What I deliberately didn't change

A few things I considered and decided weren't worth it:

What this looks like in gh run list

Before, in early April:

v1.0.29   24m 49s
v1.0.31   15m 42s
v1.0.32   11m 38s
v1.0.30   10m 50s
v1.0.28   11m 15s

After, in the last week of April:

v1.0.43    1m 53s
v1.0.42    2m 03s
v1.0.41    1m 57s
v1.0.40    1m 51s
v1.0.39    1m 47s
v1.0.38    1m 52s
v1.0.37    1m 46s
v1.0.36    2m 07s

The transition is the v1.0.35 build — 6m 22s — where the registry cache had to populate from scratch. After that, every subsequent build paid only for the layers that actually changed.

The lesson

The win didn't come from a clever build trick.
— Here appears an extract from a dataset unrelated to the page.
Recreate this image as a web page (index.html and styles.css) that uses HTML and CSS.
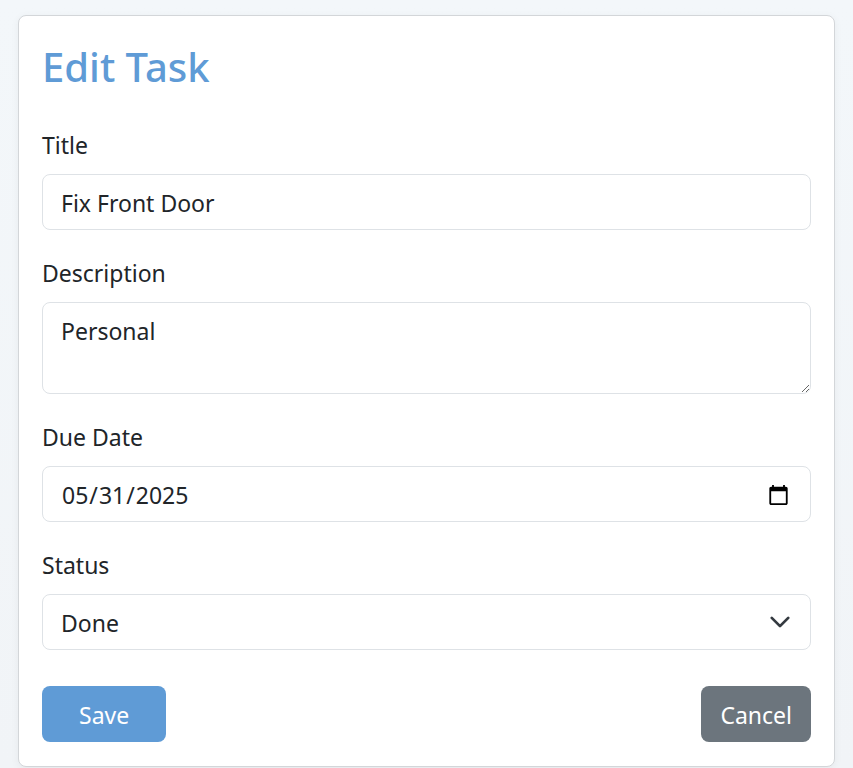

It came from two pieces of waste sitting in the workflow file that I'd never re-read:

  1. A matrix entry that was producing artefacts no one used.
  2. A cache backend that was structurally incapable of surviving between builds.

Both had been there since I scaffolded the repo. Both were obvious in hindsight. Neither would have ever bothered me if GitHub hadn't started billing for the consequences.

CI is the kind of thing where a small permanent waste compounds into a real number you eventually notice. Worth re-reading the workflow file every few months and asking "is anything in here still doing what I think it's doing?"